A massive earthquake struck the eastern Sichuan Province of central China near Chengdu, on Monday afternoon (local time) May 12, 2008. The quake killed more than 67,000 people. 20,000 more were missing and about 300,000 were injured. Thousands were trapped under the rubble of collapsed buildings.

Sichuan Province

Date and Time of Origin: Monday, May 12, 2008 at 06:28:00 UTC; Monday, May 12, 2008 at 02:28:00 PM local time in Central China.

Epicenter: 31.099°N, 103.279°E, in the Wenchuan County of the eastern region of the Sichuan Province, about 90 km (55 miles) WNW of Chengdu and 145 km (90 miles) WSW of Mianyang, (Sichuan Province), 360 km (220 miles) WNW of Chongqing and 1545 km (960 miles) SW of Beijing.








Magnitude: Moment Magnitude, Mw 7.9 USGS NEIC (WDCS-D)
Focal Depth: 10 km (6.2 miles)
Fault Plane: NST=228, Nph=228, Dmin=>999 km, Rmss=1.43 sec, Gp= 29°, M-type=moment magnitude (Mw), Version=A (source: USGS

According to the USGS at least seven major aftershocks -- measuring between 4.0 and 6.0 magnitudes – occurred in the area over the three hours after the initial earthquake of 2:28 p.m. local time (0728 GMT). Stong aftershocks can be expected to continue for many weeks or even months. Some of these aftershocks may cause additional destruction, collapse of buildings already weakened and failure of one or more of the numerous dams in the region. Such failure of a dam occurred forty five days after the August 25, 1933 earthquake in the region.

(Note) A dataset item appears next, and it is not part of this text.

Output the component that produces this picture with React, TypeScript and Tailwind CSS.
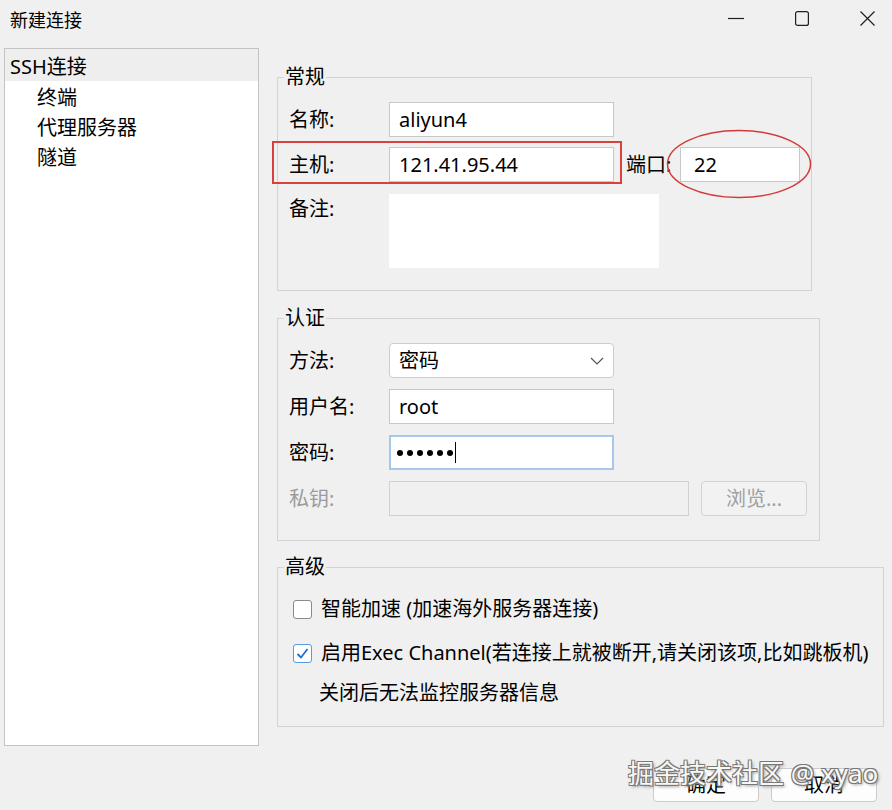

USGS Map of Shake forces associated with the May 12, 2008 Sichuan earthquake

Felt Reports
The shallow focal depth of the May 12, 2008 earthquake accounts for the strong ground motions that were felt strongly in most parts of China. The ground motions rattled buildings in Beijing, some 930 miles to the north, skyscrapers in Shanghai, and swayed buildings in Hong Kong and Taipei, 100 miles to the southeast. Also, strong ground motions were felt as far away as Pakistan, Vietnam and Thailand. According to eyewitnesses the motions lasted for about a minute.


Death Toll and Damages
The earthquake struck the hilly country leading up to the Tibetan highlands, toppling buildings in small cities and towns in the largely rural area. However, China's Seismological Bureau stated that the earthquake had affected more than half the country's provinces and municipalities. Worse hit was Beichuan County (with population of about 112,000), the area closest to the earthquake's epicenter, about 60 miles northwest of Chengdu, the capital of Sichuan Province. Eighty percent of the buildings collapsed, killing thousands of people. The quake struck in the middle of the afternoon and that contributed to the high death toll. A three-story high school building at the Juyuan Township of Dujiangyan City, in Wenchuan County, collapsed and killed or trapped as many as 900 students. Also students were buried under the rubble of five other schools that collapsed in Deyang city. The quake affected telephone and power networks and damaged the roads linking Wenchuan County to the provincial capital, Chengdu.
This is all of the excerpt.